La France cet ennemi éternel!
«J’accuse, j’accuse, j’accuse la France coloniale pour ces crimes commis contre l’humanité et contre notre pays. Libres aux politiciens français de ne pas reconnaître leurs méfaits. Qu’ils sachent bien qu’ils seront bienvenus chez nous que le jour où ils régleront leur dette envers notre peuple. Gloire à nos martyrs. Vive l’Algerie libre et indépendante« , s’égosillera-t-il devant les applaudissements de l’assistance, avant d’annoncer que l’ouvrage qu’il lui a consacré est presque achevé. Il s’intitulera « L’évadé de la Nouvelle Calédonie ».
«Monsieur le Président… »
Avant de clore cet hommage, le Président de l’association des oubliés de l’insurrection de 1871 lancera en direction du Président de la République M. Abdelmadjid Teboune: «Monsieur le Président, je vous suggère d’ordonner de donner des passeports aux enfants descendants des déportés de la Nouvelle Calédonie pour leur faciliter les déplacements entre la Nouvelle Calédonie et l’Algérien et vice-versa, de nommer un consul à Nouméa, d’envoyer deux imams à Nouméa et à Bourail pour accompagner les descendants des déportés à embrasser la religion musulmane, des enseignants en langue arabe, de créer une maison de déportés en Nouvelle Calédonie et une autre en Algérie, d’encourager les échanges culturels entre les descendants des déportés de Nouvelle Calédonie et ceux d’Algérie et la création d’un musée de la déportation en Algérie par exemple à Bordj Bou Arredj ».

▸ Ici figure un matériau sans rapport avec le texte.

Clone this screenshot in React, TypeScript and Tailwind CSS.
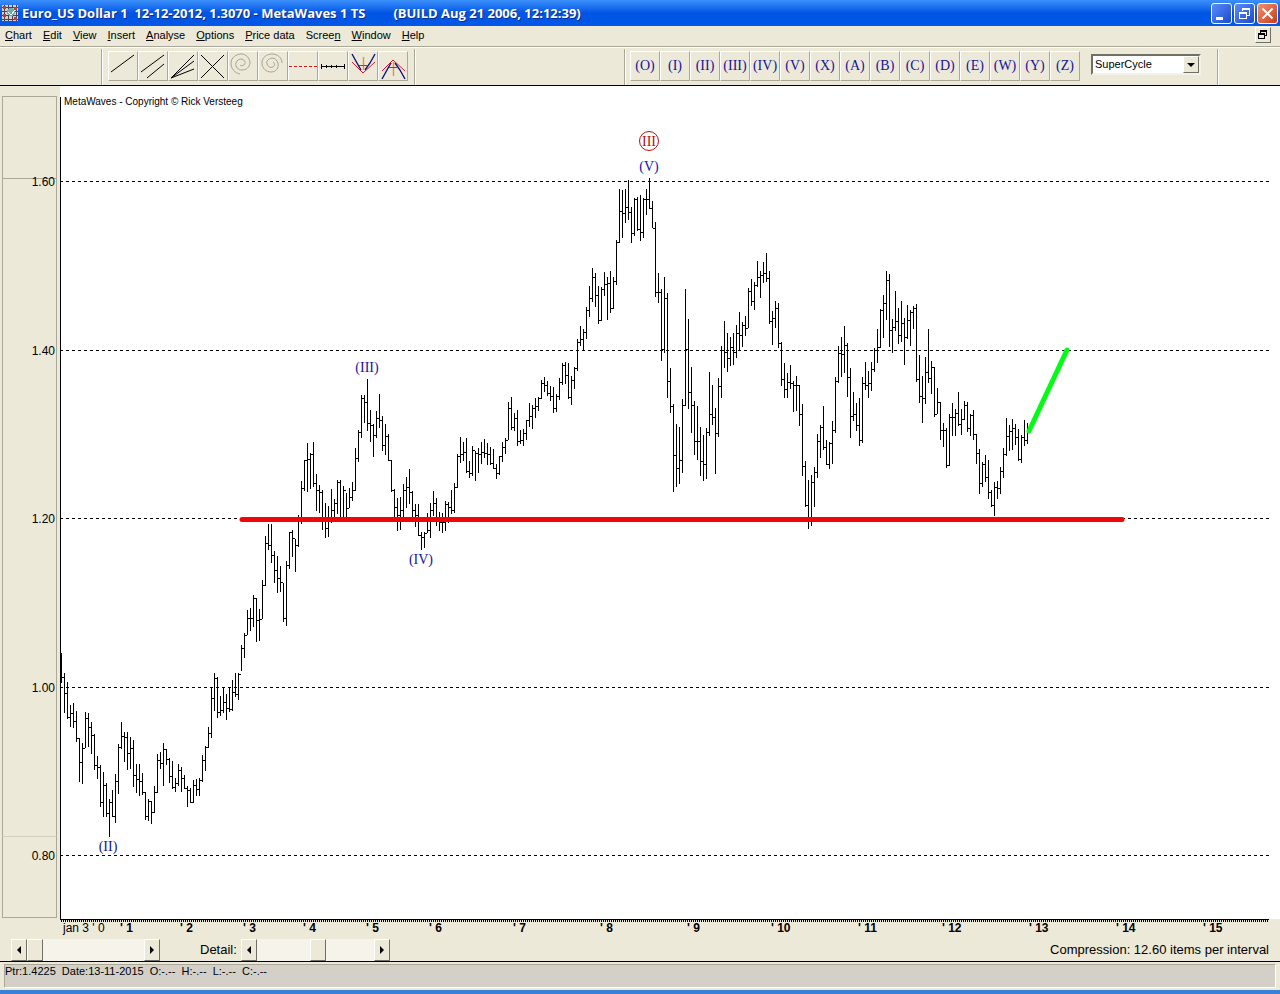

Enfin, il y’a lieu de noter que le président de l’association les oubliés de l’insurrection de 1871 et tous les invités se sont recueillis sur la tombe de Ahmed Nath Ourab Ouyahia Belarbi en déposant une gerbes de fleurs sur sa tombe et ont ensuite écouté la Fatiha du Saint Coran lue par l’imam du village.